Flows between Asia and Europe reroute
While capacity to and from the Gulf area, Levant and South Asia combined almost halved compared to the previous week, capacity increased significantly on direct routes to Europe from Asia Pacific (+20%) and South Asia (+13%) as well as in the other direction by +26% and +18%, respectively, in majority driven by more direct freighter flights. Tonnage from Asia Pacific to Europe rose +4%, WoW, led by increases of +17% from Vietnam and +14% from China, supported by a post-Lunar New Year (LNY) recovery. With the exception of Taiwan (+4%), the other Asia Pacific origins showed lower volumes to Europe.

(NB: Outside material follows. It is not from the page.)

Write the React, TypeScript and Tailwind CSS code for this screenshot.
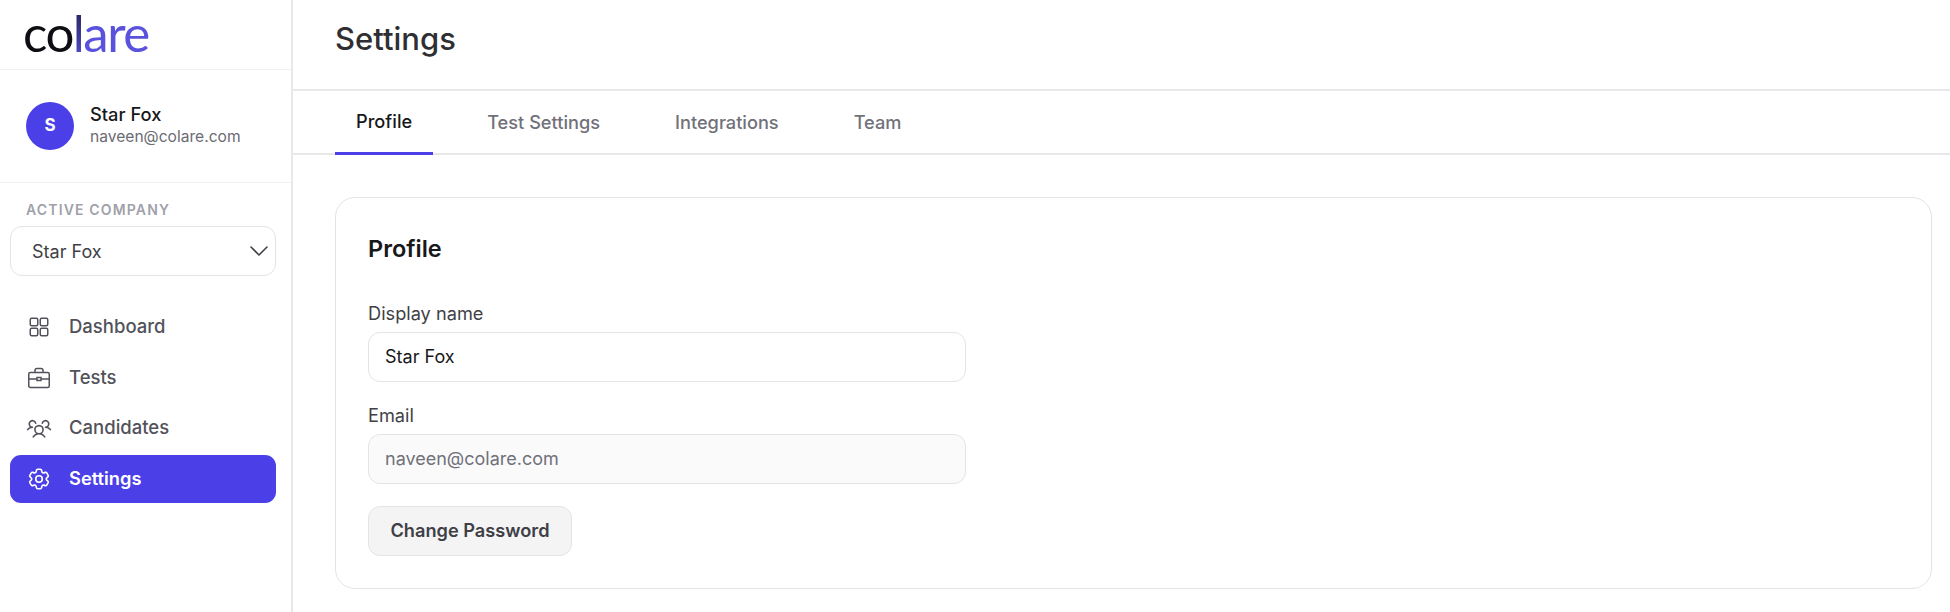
import { ChevronDown } from 'lucide-react';
import { HiOutlineCog6Tooth } from 'react-icons/hi2';
import { PiUsersThree } from 'react-icons/pi';

function DashboardIcon() {
  return (
    <svg viewBox="0 0 24 24" fill="none" stroke="currentColor" strokeWidth="1.5" className="w-[24px] h-[24px] shrink-0">
      <rect x="3.25" y="3.25" width="7.5" height="7.5" rx="1.5" />
      <rect x="13.25" y="3.25" width="7.5" height="7.5" rx="1.5" />
      <rect x="3.25" y="13.25" width="7.5" height="7.5" rx="1.5" />
      <rect x="13.25" y="13.25" width="7.5" height="7.5" rx="1.5" />
    </svg>
  );
}

function TestsIcon() {
  return (
    <svg viewBox="0 0 24 24" fill="none" stroke="currentColor" strokeWidth="1.5" className="w-[24px] h-[24px] shrink-0">
      <rect x="1.75" y="6.5" width="20.5" height="15" rx="1.5" />
      <path d="M8 6.5V4.5a2 2 0 0 1 2-2h4a2 2 0 0 1 2 2v2" />
      <path d="M1.75 13H10M14 13h8.25" />
      <rect x="10" y="11.5" width="4" height="3" />
    </svg>
  );
}

function CandidatesIcon() {
  return <PiUsersThree className="w-[26px] h-[26px] -mx-px shrink-0" />;
}

function SettingsIcon() {
  return <HiOutlineCog6Tooth className="w-[26px] h-[26px] -mx-px shrink-0" />;
}

const nav = [
  { label: 'Dashboard', icon: DashboardIcon },
  { label: 'Tests', icon: TestsIcon },
  { label: 'Candidates', icon: CandidatesIcon },
  { label: 'Settings', icon: SettingsIcon, active: true },
];

const tabs = ['Profile', 'Test Settings', 'Integrations', 'Team'];

function Sidebar() {
  return (
    <aside className="w-[293px] shrink-0 border-r-2 border-[#e8e8ea] flex flex-col">
      <div className="h-[70px] border-b border-[#f0f0f1] pl-[23px] flex items-start">
        <div className="text-[51px] leading-[65px] font-['Lato',sans-serif] tracking-[-1.5px] font-normal">
          <span className="text-[#0d0d12]">co</span>
          <span className="bg-gradient-to-b from-[#1f1d4d] to-[#5a52dd] bg-clip-text text-transparent">l</span>
          <span className="text-[#5a52dd]">are</span>
        </div>
      </div>
      <div className="h-[113px] border-b border-[#f0f0f1] pl-[26px] flex items-center gap-[16px]">
        <div className="w-[48px] h-[48px] rounded-full bg-[#4b3fe8] text-white flex items-center justify-center text-[17px] font-bold">S</div>
        <div>
          <div className="text-[18.3px] leading-[22px] text-[#18181b] font-medium">Star Fox</div>
          <div className="text-[15.6px] leading-[24px] text-[#6b6b73]">naveen@colare.com</div>
        </div>
      </div>
      <div className="px-[10px]">
        <div className="pl-[16px] mt-[18px] text-[14px] leading-[18px] font-semibold tracking-[1.15px] text-[#a1a1aa]">ACTIVE COMPANY</div>
        <div className="mt-[7px] h-[50px] w-[266px] rounded-[12px] border border-[#e4e4e7] pl-[21px] flex items-center justify-between text-[18px] text-[#3f3f46]">
          <span>Star Fox</span>
          <ChevronDown className="w-[32px] h-[32px] text-[#3f3f46]" strokeWidth={1.2} />
        </div>
        <nav className="mt-[27px] flex flex-col gap-[2.5px]">
          {nav.map((item) => {
            const Icon = item.icon;
            return (
              <div
                key={item.label}
                className={
                  item.active
                    ? 'h-[48px] w-[266px] rounded-[11px] bg-[#4b3fe8] text-white font-semibold flex items-center pl-[17px] gap-[18px] text-[18.3px]'
                    : 'h-[48px] w-[266px] rounded-[11px] text-[#52525b] font-medium flex items-center pl-[17px] gap-[18px] text-[18.5px]'
                }
              >
                <Icon />
                <span>{item.label}</span>
              </div>
            );
          })}
        </nav>
      </div>
    </aside>
  );
}

function Field({ label, value, disabled }: { label: string; value: string; disabled?: boolean }) {
  return (
    <div>
      <div className="text-[18.2px] leading-[24px] text-[#3f3f46]">{label}</div>
      <div
        className={
          disabled
            ? 'mt-[7px] h-[50px] w-[598px] rounded-[12px] border border-[#e4e4e7] bg-[#fafafa] px-[16px] pb-[2px] flex items-center text-[18px] text-[#71717a]'
            : 'mt-[7px] h-[50px] w-[598px] rounded-[12px] border border-[#e4e4e7] px-[16px] pb-[2px] flex items-center text-[18px] text-[#18181b]'
        }
      >
        {value}
      </div>
    </div>
  );
}

export default function App() {
  return (
    <div className="w-[1950px] h-[612px] overflow-hidden bg-white flex font-['Inter',sans-serif]">
      <Sidebar />
      <main className="flex-1 min-w-0">
        <header className="h-[91px] border-b-2 border-[#e8e8ea] pl-[42px] flex items-center pb-[10px]">
          <h1 className="text-[31px] font-medium text-[#2f2f33]">Settings</h1>
        </header>
        <div className="h-[64px] border-b-2 border-[#e8e8ea] pl-[42px] flex gap-[33px]">
          {tabs.map((t, i) => (
            <div
              key={t}
              className={
                i === 0
                  ? 'h-[64px] px-[21px] border-b-[3px] border-[#4b3fe8] flex items-center text-[18.2px] font-medium text-[#18181b]'
                  : 'h-[64px] px-[21px] flex items-center text-[18.2px] font-medium text-[#71717a]'
              }
            >
              {t}
            </div>
          ))}
        </div>
        <div className="pl-[42px] pr-[18px] pt-[42px]">
          <section className="h-[392px] rounded-[20px] border border-[#e4e4e7] pl-[32px] pt-[35px]">
            <h2 className="text-[23.5px] leading-[32px] font-semibold text-[#18181b]">Profile</h2>
            <div className="mt-[36px] flex flex-col gap-[21px]">
              <Field label="Display name" value="Star Fox" />
              <Field label="Email" value="naveen@colare.com" disabled />
            </div>
            <button className="mt-[22px] h-[50px] w-[204px] rounded-[12px] border border-[#e4e4e7] bg-[#f4f4f5] text-[18.2px] font-semibold text-[#3f3f46]">
              Change Password
            </button>
          </section>
        </div>
      </main>
    </div>
  );
}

Chargeable weight from Asia Pacific to North America jumped +13%, WoW, powered by increases of +31% from China/HK, +25% from Vietnam and +7% from Singapore. Year-on-year comparisons (down -4% overall, -15% from China and -22% from Hong Kong) are complicated by the later ramp-up from the LNY holiday and front-loading of US importers a year ago. It remains to be seen if the US Supreme Court’s ruling on US tariffs could spark a short-term front-loading surge out of China and Vietnam, but most observers expect at most a mild increase.
Whereas flows between Asia and Europe partially reroute, this is not yet to the same extent observed between Africa and Europe, on which trade lane Gulf-based airlines play a key role. Consequently, the -23% drop in tonnage from Africa is for almost half explained by the impacted flow Africa to Europe (-18%, WoW), primarily driven by East Africa (-23%, WoW).
Rates on the rise
The temporary loss of a large chunk of capacity (primarily the Gulf-based airlines) inevitably pushed up airfreight rates, with the average global rate rising +6% WoW to $2.40, +3% higher than a year ago. Worldwide spot rates jumped +10%, WoW, up +13%, YoY, while the average global contract rate rose +3%, WoW, but was down -2%, YoY.
Central & South America (-7%) was the only origin region showing a weekly decline in pricing. Rates from North America, Africa, Europe and Asia Pacific increased in single digits week on week, whereas pricing from MESA jumped +28%, WoW, to gain +20%, YoY. More specifically, rates from MESA to Europe soared +57% WoW, with increases of +93% out of Sri Lanka and +77% from the UAE, while pricing from India jumped +50% and Bangladesh +41%. Year on year rates in this sector climbed between +21% (from Bangladesh) and +89% (from the UAE). Rates from MESA to the US went up +22%, WoW, for a gain of +17%, YoY. The largest week-on-week increase was out of the UAE (+59%), followed by India (+24%).
As with chargeable weight, the hugely reduced role of the Middle East as a transit point also affected pricing out of Asia Pacific to Europe. Spot rates jumped +10%, WoW, after a -1% slip the previous week. With the exception of Hong Kong (-1%), all major Asian origin points saw pricing rise week on week, with the strongest gains seen from Vietnam (+42%), Indonesia (+36%) and Singapore (+31%). Spot rates from Asia Pacific to the US inched up +1%, WoW, which was -6% lower year on year. The most prominent gains were registered in Hong Kong (+16%, WoW) and Singapore (+15%), likely with some tailwind from South Asia exports re-routed across the Pacific. Malaysia (-5%) and Korea (-2%) were the only origin points in the region where transpacific pricing retreated, while other gateways saw single-digit price increases.
Barring a quick end of the US-Israeli war on Iran, pricing is set to climb further, regardless of the anticipated further recovery of Middle Eastern airline operations. A number of airlines have already announced fare increases in their passenger operations as a result of the sharp escalation in the price of jet fuel (+58%, WoW), and a jump in war risk insurance premiums is bound to add upward momentum to pricing.